We get slammed/snarled at and have our social issues, but generally not to the degree heavier people get. For example, despite being built like a 12 year old girl, I could actually get a job as a shot girl and cocktail waitress at high end LA nightclub (as long as I wore a push up bra). Had I been bigger I'd have been laughed out of the room. Not saying us skinny folks have it easy, but we do have it easier.

What if I'm a skinny black person? Is a white chubby person privileged over me? Or is a skinny woman more privileged then a chubby male? Oh dear, we need some kind of oppression scale for this!

… or we can just accept that people deal with different issues. There is a difference in acknowledging privilege and implying that life just showers you with awesomeness. There is no need to address a certain issue by dismissing people who don't have that specific issue. It's basically complaining about the lack of sympathy by withholding sympathy. (this is not so much a reply to your comment but the video above – i know it's a joke, but yeah, life doesn't work that way, but i know too many people who think it does).

As a skinny native woman, I can safely say my life is easier than if I was a bigger native woman, but I understand and agree with your point. Life is hard all around and even folks who look like they have it all have problems and issues. We all have our demons

I've often found that when there is no race/gender/nationality/whatever to differentiate people, they can go to any length just to create an "us vs. them" scenario ??

In the future, when society consists only of infertaile clones of Bill Gates, people will start wars over which side you should peel a banana from ??

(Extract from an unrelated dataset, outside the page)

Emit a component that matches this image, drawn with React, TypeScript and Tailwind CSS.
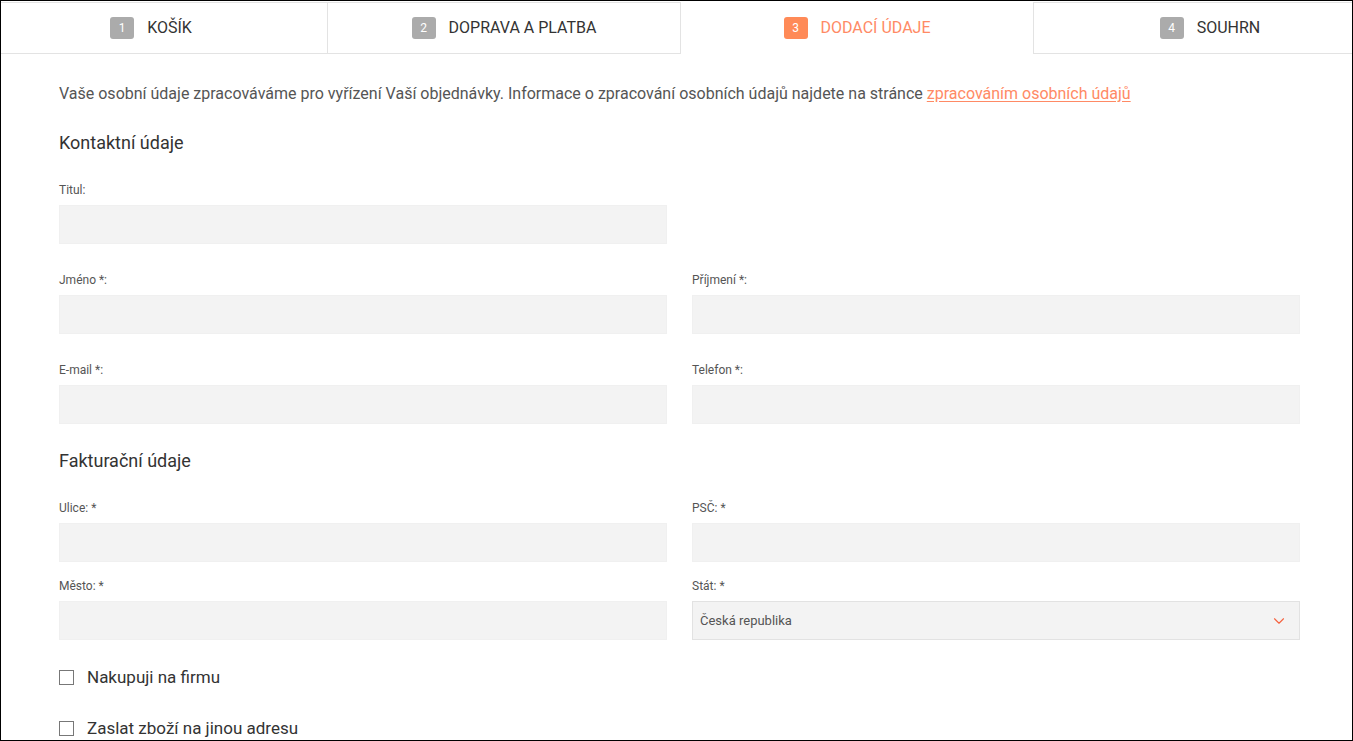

Steven Urkel changed his clothes and posture and became Stephan Urquelle. All told, the time to make that change is measured in minutes.

How many minutes would it take to lose 100 lbs?

Yeahhhhhh…I had a very, VERY different experience growing up in a small town as (literally) a 100-pound weakling who constantly got called a "f*cking f*ggot" because it was pretty clear I wouldn't be physically able to fight back (unless I wanted to commit "suicide by redneck"). Also, it turns out that in that context, getting your picture in the local paper for going to the national spelling bee is NOT the boon to social popularity that one might expect.

It took until I was around 30 for a girlfriend to finally point out to me that trying to hide in clothes that were too big for me actually made me look even smaller than I was. So that's the sort of body-type-specific advice I'd be hoping for. Or, "how to feel physically self-confident as a clumsy ectomorph in a football/action-movie culture."

Wait, I think I remember you. Why would you oppose an article like this for skinny dudes? I mean, are you so invested in this whole "I'm unfuckable because I'm skinny" thing that you will outright oppose anything that might even suggest otherwise?

I'm not "invested" in anything, it's a fact. You can tell me there is a space daddy in the sky who watches everything I do but it doesn't change reality.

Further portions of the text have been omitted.